The U.S. prevailed in one of its many World Trade Organization (WTO) disputes with China this week. Specifically, the WTO found that China’s policies toward foreign suppliers of electronic payment services (EPS) were discriminatory, as the U.S. had alleged in its original complaint.
China’s trade policies have often been criticized for being borderline nationalistic, heavily favoring state or domestic suppliers while hamstringing their foreign equivalents. But as the country’s role in the global market continues to expand, the pressure to create fair and open markets has increased, most notably from the U.S., which has used WTO disputes to challenge Chinese policies on everything from sales of rare earths, to American automobiles, and now, to electronic payment options.
“This decision will help U.S. companies and increase American jobs as a more efficient credit and debit payment system in China enables consumers to buy more goods, including quality, made-in-America products,” said U.S. Trade Representative Ron Kirk. “The WTO panel agrees that China’s pervasive and discriminatory measures deny a level playing field to American service providers, which are world leaders in this sector.”

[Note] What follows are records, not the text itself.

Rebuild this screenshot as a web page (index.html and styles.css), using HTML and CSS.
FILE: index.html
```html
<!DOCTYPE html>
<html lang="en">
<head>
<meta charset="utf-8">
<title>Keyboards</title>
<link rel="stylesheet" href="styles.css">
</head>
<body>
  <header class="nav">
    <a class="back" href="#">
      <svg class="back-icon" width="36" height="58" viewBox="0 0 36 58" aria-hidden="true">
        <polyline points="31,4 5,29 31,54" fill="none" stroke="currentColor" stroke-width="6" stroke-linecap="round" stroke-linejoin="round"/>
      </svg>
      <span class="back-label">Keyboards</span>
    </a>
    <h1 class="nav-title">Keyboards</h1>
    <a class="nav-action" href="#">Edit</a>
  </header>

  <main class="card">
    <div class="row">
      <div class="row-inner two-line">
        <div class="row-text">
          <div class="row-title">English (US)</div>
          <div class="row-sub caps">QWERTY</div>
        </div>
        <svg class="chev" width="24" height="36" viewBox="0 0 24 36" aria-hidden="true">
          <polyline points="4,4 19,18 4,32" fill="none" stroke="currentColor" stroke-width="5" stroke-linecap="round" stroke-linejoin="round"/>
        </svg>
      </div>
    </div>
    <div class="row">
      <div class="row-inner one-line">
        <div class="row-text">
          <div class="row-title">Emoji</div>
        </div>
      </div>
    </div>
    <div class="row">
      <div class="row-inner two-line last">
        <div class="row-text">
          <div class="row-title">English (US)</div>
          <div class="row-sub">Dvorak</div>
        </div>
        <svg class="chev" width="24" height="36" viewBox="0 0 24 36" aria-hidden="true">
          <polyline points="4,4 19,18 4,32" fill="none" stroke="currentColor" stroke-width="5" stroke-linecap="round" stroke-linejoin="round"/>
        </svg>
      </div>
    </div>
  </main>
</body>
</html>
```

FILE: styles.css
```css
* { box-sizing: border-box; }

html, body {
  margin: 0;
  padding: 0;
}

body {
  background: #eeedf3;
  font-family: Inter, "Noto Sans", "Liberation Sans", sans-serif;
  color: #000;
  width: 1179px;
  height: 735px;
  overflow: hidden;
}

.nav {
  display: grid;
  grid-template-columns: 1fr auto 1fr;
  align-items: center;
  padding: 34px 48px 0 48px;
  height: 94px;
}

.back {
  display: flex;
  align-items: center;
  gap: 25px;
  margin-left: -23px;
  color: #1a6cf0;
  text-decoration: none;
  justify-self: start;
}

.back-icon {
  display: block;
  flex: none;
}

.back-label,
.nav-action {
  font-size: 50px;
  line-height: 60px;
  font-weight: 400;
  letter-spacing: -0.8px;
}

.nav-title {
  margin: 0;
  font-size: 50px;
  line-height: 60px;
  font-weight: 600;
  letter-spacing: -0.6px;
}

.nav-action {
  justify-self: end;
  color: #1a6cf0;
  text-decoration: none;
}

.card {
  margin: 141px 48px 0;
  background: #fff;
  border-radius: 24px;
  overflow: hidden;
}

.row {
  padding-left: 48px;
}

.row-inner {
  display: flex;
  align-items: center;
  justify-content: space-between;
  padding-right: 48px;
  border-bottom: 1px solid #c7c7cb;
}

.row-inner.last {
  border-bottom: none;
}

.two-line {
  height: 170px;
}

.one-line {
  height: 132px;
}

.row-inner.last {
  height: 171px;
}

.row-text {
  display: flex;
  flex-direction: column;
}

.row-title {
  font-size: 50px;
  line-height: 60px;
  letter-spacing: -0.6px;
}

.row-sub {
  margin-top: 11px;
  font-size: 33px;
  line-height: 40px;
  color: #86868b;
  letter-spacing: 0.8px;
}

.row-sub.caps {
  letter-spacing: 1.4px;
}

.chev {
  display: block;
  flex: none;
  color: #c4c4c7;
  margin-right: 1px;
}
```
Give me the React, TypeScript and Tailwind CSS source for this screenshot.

Each year well over $1 trillion worth of electronic payment card transactions are processed in China, nearly all of them through China’s state-owned company, China Union Pay (CUP). The People’s Bank of China, which regulates EPS in China, issued a series of measures dating back to 2001 that discriminate against foreign suppliers of EPS at every stage of a payment card transaction, imposing requirements on institutions in China that issue payment cards, on all point-of-sale terminal and payment card processing equipment in China, and on the institutions in China that have the relationship with the EPS supplier and handle payment card transactions for Chinese merchants. “Open financial services markets are critical, and China should honor its WTO commitments and eliminate this discrimination,” said Kirk.
For example Jack Ma’s unceremonious transfer of Alipay out of the Alibaba Group was in response to the controversial regulations imposed by the People’s Bank of China.